▸ **What is asked**: Pull out every line below that holds the word "React".
— start Dataset extract —
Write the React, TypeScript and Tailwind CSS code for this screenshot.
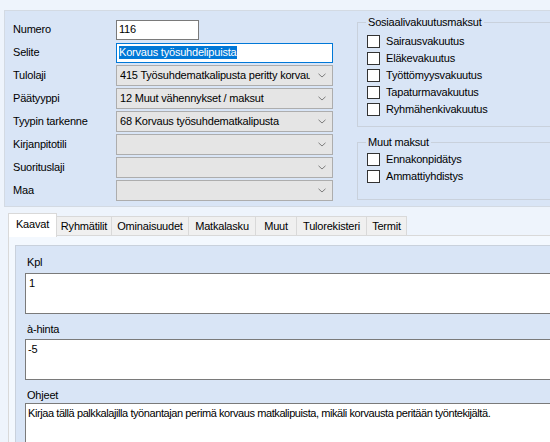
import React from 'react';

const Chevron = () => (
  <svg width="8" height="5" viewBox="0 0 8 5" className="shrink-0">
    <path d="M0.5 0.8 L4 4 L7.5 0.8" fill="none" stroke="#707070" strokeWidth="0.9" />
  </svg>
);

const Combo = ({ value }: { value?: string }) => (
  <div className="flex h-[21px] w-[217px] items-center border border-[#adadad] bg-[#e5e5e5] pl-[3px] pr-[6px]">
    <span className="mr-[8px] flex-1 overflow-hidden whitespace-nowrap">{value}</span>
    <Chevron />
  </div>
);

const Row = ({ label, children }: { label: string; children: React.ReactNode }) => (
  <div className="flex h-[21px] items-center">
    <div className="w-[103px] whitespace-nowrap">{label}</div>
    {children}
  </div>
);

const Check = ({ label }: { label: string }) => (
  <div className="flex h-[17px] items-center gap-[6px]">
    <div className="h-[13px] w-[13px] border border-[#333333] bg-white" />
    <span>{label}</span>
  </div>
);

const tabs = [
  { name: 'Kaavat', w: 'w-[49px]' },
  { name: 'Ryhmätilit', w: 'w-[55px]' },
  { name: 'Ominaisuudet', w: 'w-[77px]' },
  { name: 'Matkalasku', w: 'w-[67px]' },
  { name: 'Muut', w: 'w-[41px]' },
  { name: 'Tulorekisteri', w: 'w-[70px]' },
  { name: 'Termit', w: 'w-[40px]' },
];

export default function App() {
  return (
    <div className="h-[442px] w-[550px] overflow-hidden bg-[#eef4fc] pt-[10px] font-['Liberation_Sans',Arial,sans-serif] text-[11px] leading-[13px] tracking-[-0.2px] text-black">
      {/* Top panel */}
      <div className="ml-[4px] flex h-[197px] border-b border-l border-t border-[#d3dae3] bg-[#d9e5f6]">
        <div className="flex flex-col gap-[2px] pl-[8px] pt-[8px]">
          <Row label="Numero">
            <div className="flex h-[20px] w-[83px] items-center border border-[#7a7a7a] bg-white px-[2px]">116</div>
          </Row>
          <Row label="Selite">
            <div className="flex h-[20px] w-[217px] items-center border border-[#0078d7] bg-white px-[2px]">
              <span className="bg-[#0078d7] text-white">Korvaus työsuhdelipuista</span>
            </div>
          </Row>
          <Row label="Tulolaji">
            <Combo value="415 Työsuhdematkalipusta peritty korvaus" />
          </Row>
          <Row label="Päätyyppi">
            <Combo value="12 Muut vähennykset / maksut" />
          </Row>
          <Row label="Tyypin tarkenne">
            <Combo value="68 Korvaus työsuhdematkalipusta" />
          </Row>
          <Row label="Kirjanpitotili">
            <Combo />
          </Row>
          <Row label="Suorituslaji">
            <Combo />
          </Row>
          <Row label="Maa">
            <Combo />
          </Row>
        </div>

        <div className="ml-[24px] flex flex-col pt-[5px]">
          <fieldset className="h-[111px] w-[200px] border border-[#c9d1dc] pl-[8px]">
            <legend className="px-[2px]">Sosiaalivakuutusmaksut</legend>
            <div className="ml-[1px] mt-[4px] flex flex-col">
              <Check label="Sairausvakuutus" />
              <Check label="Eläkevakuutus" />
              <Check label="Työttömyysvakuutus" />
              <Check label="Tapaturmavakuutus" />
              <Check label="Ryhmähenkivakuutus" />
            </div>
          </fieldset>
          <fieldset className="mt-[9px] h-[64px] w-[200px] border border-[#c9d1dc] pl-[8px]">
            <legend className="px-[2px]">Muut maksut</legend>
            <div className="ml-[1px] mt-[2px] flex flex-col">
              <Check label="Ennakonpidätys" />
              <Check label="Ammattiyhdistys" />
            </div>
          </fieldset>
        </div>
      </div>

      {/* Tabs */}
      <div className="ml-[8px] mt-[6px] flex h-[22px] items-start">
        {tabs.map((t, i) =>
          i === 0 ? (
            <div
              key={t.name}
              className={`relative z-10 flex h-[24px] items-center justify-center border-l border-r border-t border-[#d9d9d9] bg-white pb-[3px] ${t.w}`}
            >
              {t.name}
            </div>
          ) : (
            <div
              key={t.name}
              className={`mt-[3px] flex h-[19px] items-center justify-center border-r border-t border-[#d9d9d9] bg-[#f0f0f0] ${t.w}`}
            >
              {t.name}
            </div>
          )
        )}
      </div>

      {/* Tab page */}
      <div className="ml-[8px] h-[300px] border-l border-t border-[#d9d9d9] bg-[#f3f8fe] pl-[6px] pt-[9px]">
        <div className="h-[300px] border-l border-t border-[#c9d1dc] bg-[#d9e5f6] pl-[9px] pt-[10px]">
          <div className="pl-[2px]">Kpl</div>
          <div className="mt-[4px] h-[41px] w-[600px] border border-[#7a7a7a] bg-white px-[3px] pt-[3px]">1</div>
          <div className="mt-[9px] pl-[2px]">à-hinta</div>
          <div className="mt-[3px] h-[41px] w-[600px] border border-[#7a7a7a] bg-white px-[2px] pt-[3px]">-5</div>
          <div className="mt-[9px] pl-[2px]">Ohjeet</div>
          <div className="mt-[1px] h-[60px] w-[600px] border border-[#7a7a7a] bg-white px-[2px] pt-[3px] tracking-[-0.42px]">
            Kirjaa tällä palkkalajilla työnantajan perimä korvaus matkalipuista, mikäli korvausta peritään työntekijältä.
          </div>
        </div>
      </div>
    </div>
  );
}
— end Dataset extract —
▸ **Exercise result**:
Write the React, TypeScript and Tailwind CSS code for this screenshot.
import React from 'react';
const Row = ({ label, children }: { label: string; children: React.ReactNode }) => (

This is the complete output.